**What the task requires**. Extract the full listing verbatim and drop any pictures from your copy.

-- start --

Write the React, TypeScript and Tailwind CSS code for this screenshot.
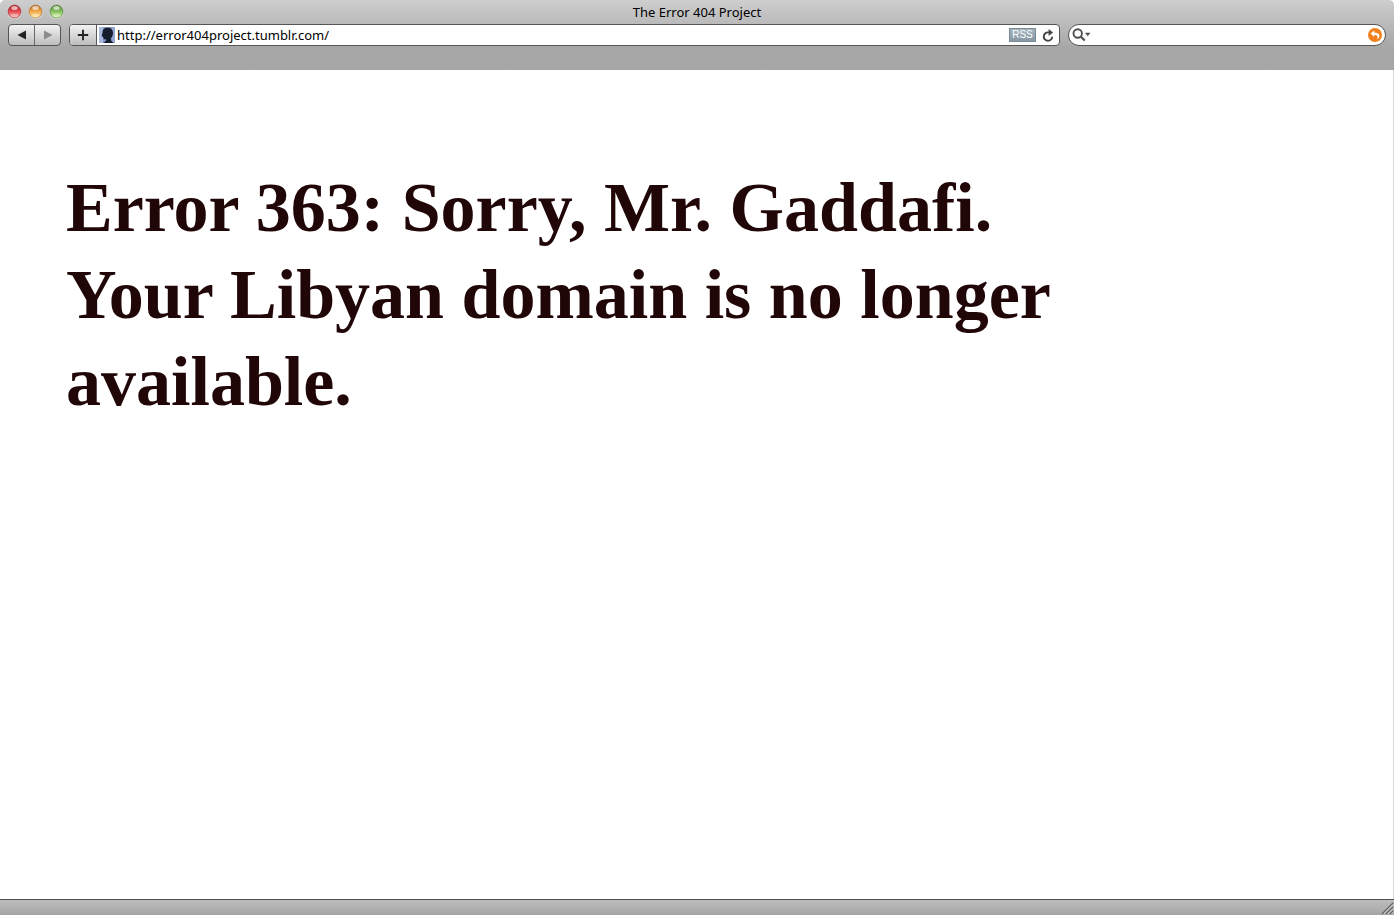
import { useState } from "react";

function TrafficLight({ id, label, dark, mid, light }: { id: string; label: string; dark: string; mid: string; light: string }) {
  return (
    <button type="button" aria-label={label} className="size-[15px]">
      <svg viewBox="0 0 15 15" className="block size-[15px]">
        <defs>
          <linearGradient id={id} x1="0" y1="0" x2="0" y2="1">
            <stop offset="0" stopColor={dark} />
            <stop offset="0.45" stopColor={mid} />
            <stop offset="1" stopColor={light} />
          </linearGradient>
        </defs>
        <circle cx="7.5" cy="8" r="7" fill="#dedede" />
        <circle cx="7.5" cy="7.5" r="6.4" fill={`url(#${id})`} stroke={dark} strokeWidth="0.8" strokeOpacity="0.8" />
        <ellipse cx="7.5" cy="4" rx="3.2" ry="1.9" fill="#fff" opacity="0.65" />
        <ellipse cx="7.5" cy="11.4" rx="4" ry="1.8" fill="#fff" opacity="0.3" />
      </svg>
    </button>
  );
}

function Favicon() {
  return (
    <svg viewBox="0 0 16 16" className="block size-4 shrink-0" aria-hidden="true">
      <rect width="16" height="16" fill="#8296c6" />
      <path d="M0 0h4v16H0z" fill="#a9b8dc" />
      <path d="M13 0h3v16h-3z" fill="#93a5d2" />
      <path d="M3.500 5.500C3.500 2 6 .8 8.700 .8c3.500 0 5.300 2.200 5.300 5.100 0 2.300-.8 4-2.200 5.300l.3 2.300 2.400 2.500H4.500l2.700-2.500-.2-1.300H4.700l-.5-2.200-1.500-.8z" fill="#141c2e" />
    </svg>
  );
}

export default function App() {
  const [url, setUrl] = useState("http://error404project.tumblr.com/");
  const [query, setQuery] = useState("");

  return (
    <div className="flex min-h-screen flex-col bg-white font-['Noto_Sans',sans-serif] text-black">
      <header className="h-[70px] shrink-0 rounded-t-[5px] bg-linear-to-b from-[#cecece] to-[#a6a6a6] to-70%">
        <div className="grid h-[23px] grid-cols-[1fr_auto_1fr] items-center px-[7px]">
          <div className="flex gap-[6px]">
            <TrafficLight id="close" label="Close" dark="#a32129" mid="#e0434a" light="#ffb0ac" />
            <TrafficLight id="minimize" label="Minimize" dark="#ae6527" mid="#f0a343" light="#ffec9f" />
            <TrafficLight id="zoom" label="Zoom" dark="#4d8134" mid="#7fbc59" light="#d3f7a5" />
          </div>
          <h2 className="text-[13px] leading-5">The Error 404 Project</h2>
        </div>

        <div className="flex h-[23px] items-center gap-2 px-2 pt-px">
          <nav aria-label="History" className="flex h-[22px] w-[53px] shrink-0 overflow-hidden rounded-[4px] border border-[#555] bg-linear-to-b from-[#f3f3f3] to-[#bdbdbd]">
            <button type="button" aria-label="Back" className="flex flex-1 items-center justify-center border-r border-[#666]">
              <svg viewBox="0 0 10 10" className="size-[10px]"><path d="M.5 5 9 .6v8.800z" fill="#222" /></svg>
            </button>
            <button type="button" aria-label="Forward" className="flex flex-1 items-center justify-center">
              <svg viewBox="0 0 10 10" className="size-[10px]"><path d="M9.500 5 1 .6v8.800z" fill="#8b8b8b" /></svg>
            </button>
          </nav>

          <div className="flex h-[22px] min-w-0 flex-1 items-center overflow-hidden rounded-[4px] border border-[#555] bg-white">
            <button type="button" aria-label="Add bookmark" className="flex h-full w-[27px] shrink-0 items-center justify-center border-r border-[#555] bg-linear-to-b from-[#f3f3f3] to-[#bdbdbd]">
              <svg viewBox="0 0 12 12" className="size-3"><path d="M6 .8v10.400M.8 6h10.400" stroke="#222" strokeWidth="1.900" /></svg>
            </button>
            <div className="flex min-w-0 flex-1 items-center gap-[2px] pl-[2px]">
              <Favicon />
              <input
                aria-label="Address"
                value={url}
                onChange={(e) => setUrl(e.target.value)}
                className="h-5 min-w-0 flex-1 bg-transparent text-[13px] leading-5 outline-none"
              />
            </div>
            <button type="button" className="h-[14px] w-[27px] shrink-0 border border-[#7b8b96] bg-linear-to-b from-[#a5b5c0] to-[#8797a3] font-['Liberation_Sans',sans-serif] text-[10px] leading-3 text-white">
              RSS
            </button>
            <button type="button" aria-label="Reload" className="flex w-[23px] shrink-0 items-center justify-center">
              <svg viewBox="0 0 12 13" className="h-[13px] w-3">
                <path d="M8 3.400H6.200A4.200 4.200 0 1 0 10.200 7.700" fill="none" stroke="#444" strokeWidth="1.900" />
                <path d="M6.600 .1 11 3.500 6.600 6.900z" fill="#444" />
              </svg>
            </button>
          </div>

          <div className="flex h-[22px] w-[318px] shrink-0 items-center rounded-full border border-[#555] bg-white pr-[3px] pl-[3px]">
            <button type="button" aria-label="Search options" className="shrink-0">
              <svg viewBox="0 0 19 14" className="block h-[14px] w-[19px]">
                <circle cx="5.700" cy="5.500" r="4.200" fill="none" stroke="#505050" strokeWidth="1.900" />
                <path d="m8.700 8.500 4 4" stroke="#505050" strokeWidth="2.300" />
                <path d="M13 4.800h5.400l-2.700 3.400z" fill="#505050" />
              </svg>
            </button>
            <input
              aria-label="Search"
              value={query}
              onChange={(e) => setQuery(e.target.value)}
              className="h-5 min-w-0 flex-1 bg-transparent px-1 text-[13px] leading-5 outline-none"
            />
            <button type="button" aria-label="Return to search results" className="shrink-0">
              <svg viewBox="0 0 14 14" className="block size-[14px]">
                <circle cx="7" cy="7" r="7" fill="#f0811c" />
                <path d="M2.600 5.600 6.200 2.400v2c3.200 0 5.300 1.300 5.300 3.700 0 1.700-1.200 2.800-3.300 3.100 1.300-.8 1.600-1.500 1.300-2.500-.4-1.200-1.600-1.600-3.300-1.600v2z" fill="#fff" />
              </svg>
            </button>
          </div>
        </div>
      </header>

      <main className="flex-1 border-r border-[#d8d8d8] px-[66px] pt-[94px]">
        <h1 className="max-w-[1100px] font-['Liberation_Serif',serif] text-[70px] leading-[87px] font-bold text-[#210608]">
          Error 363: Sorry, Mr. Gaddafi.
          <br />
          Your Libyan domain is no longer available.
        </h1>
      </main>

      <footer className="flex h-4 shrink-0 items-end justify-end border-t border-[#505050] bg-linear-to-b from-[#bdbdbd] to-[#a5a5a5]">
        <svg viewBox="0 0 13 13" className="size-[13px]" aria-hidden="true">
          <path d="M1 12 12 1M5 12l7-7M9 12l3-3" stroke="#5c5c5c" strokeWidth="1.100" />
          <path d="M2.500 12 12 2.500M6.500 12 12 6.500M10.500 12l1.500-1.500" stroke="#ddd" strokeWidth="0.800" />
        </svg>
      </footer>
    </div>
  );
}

-- end --

**Correct output**.
Write the React, TypeScript and Tailwind CSS code for this screenshot.
import { useState } from "react";

function TrafficLight({ id, label, dark, mid, light }: { id: string; label: string; dark: string; mid: string; light: string }) {
  return (
    <button type="button" aria-label={label} className="size-[15px]">
      <svg viewBox="0 0 15 15" className="block size-[15px]">
        <defs>
          <linearGradient id={id} x1="0" y1="0" x2="0" y2="1">
            <stop offset="0" stopColor={dark} />
            <stop offset="0.45" stopColor={mid} />
            <stop offset="1" stopColor={light} />
          </linearGradient>
        </defs>
        <circle cx="7.5" cy="8" r="7" fill="#dedede" />
        <circle cx="7.5" cy="7.5" r="6.4" fill={`url(#${id})`} stroke={dark} strokeWidth="0.8" strokeOpacity="0.8" />
        <ellipse cx="7.5" cy="4" rx="3.2" ry="1.9" fill="#fff" opacity="0.65" />
        <ellipse cx="7.5" cy="11.4" rx="4" ry="1.8" fill="#fff" opacity="0.3" />
      </svg>
    </button>
  );
}

function Favicon() {
  return (
    <svg viewBox="0 0 16 16" className="block size-4 shrink-0" aria-hidden="true">
      <rect width="16" height="16" fill="#8296c6" />
      <path d="M0 0h4v16H0z" fill="#a9b8dc" />
      <path d="M13 0h3v16h-3z" fill="#93a5d2" />
      <path d="M3.500 5.500C3.500 2 6 .8 8.700 .8c3.500 0 5.300 2.200 5.300 5.100 0 2.300-.8 4-2.200 5.300l.3 2.300 2.400 2.500H4.500l2.700-2.500-.2-1.300H4.700l-.5-2.200-1.500-.8z" fill="#141c2e" />
    </svg>
  );
}

export default function App() {
  const [url, setUrl] = useState("http://error404project.tumblr.com/");
  const [query, setQuery] = useState("");

  return (
    <div className="flex min-h-screen flex-col bg-white font-['Noto_Sans',sans-serif] text-black">
      <header className="h-[70px] shrink-0 rounded-t-[5px] bg-linear-to-b from-[#cecece] to-[#a6a6a6] to-70%">
        <div className="grid h-[23px] grid-cols-[1fr_auto_1fr] items-center px-[7px]">
          <div className="flex gap-[6px]">
            <TrafficLight id="close" label="Close" dark="#a32129" mid="#e0434a" light="#ffb0ac" />
            <TrafficLight id="minimize" label="Minimize" dark="#ae6527" mid="#f0a343" light="#ffec9f" />
            <TrafficLight id="zoom" label="Zoom" dark="#4d8134" mid="#7fbc59" light="#d3f7a5" />
          </div>
          <h2 className="text-[13px] leading-5">The Error 404 Project</h2>
        </div>

        <div className="flex h-[23px] items-center gap-2 px-2 pt-px">
          <nav aria-label="History" className="flex h-[22px] w-[53px] shrink-0 overflow-hidden rounded-[4px] border border-[#555] bg-linear-to-b from-[#f3f3f3] to-[#bdbdbd]">
            <button type="button" aria-label="Back" className="flex flex-1 items-center justify-center border-r border-[#666]">
              <svg viewBox="0 0 10 10" className="size-[10px]"><path d="M.5 5 9 .6v8.800z" fill="#222" /></svg>
            </button>
            <button type="button" aria-label="Forward" className="flex flex-1 items-center justify-center">
              <svg viewBox="0 0 10 10" className="size-[10px]"><path d="M9.500 5 1 .6v8.800z" fill="#8b8b8b" /></svg>
            </button>
          </nav>

          <div className="flex h-[22px] min-w-0 flex-1 items-center overflow-hidden rounded-[4px] border border-[#555] bg-white">
            <button type="button" aria-label="Add bookmark" className="flex h-full w-[27px] shrink-0 items-center justify-center border-r border-[#555] bg-linear-to-b from-[#f3f3f3] to-[#bdbdbd]">
              <svg viewBox="0 0 12 12" className="size-3"><path d="M6 .8v10.400M.8 6h10.400" stroke="#222" strokeWidth="1.900" /></svg>
            </button>
            <div className="flex min-w-0 flex-1 items-center gap-[2px] pl-[2px]">
              <Favicon />
              <input
                aria-label="Address"
                value={url}
                onChange={(e) => setUrl(e.target.value)}
                className="h-5 min-w-0 flex-1 bg-transparent text-[13px] leading-5 outline-none"
              />
            </div>
            <button type="button" className="h-[14px] w-[27px] shrink-0 border border-[#7b8b96] bg-linear-to-b from-[#a5b5c0] to-[#8797a3] font-['Liberation_Sans',sans-serif] text-[10px] leading-3 text-white">
              RSS
            </button>
            <button type="button" aria-label="Reload" className="flex w-[23px] shrink-0 items-center justify-center">
              <svg viewBox="0 0 12 13" className="h-[13px] w-3">
                <path d="M8 3.400H6.200A4.200 4.200 0 1 0 10.200 7.700" fill="none" stroke="#444" strokeWidth="1.900" />
                <path d="M6.600 .1 11 3.500 6.600 6.900z" fill="#444" />
              </svg>
            </button>
          </div>

          <div className="flex h-[22px] w-[318px] shrink-0 items-center rounded-full border border-[#555] bg-white pr-[3px] pl-[3px]">
            <button type="button" aria-label="Search options" className="shrink-0">
              <svg viewBox="0 0 19 14" className="block h-[14px] w-[19px]">
                <circle cx="5.700" cy="5.500" r="4.200" fill="none" stroke="#505050" strokeWidth="1.900" />
                <path d="m8.700 8.500 4 4" stroke="#505050" strokeWidth="2.300" />
                <path d="M13 4.800h5.400l-2.700 3.400z" fill="#505050" />
              </svg>
            </button>
            <input
              aria-label="Search"
              value={query}
              onChange={(e) => setQuery(e.target.value)}
              className="h-5 min-w-0 flex-1 bg-transparent px-1 text-[13px] leading-5 outline-none"
            />
            <button type="button" aria-label="Return to search results" className="shrink-0">
              <svg viewBox="0 0 14 14" className="block size-[14px]">
                <circle cx="7" cy="7" r="7" fill="#f0811c" />
                <path d="M2.600 5.600 6.200 2.400v2c3.200 0 5.300 1.300 5.300 3.700 0 1.700-1.200 2.800-3.300 3.100 1.300-.8 1.600-1.500 1.300-2.500-.4-1.200-1.600-1.600-3.300-1.600v2z" fill="#fff" />
              </svg>
            </button>
          </div>
        </div>
      </header>

      <main className="flex-1 border-r border-[#d8d8d8] px-[66px] pt-[94px]">
        <h1 className="max-w-[1100px] font-['Liberation_Serif',serif] text-[70px] leading-[87px] font-bold text-[#210608]">
          Error 363: Sorry, Mr. Gaddafi.
          <br />
          Your Libyan domain is no longer available.
        </h1>
      </main>

      <footer className="flex h-4 shrink-0 items-end justify-end border-t border-[#505050] bg-linear-to-b from-[#bdbdbd] to-[#a5a5a5]">
        <svg viewBox="0 0 13 13" className="size-[13px]" aria-hidden="true">
          <path d="M1 12 12 1M5 12l7-7M9 12l3-3" stroke="#5c5c5c" strokeWidth="1.100" />
          <path d="M2.500 12 12 2.500M6.500 12 12 6.500M10.500 12l1.500-1.500" stroke="#ddd" strokeWidth="0.800" />
        </svg>
      </footer>
    </div>
  );
}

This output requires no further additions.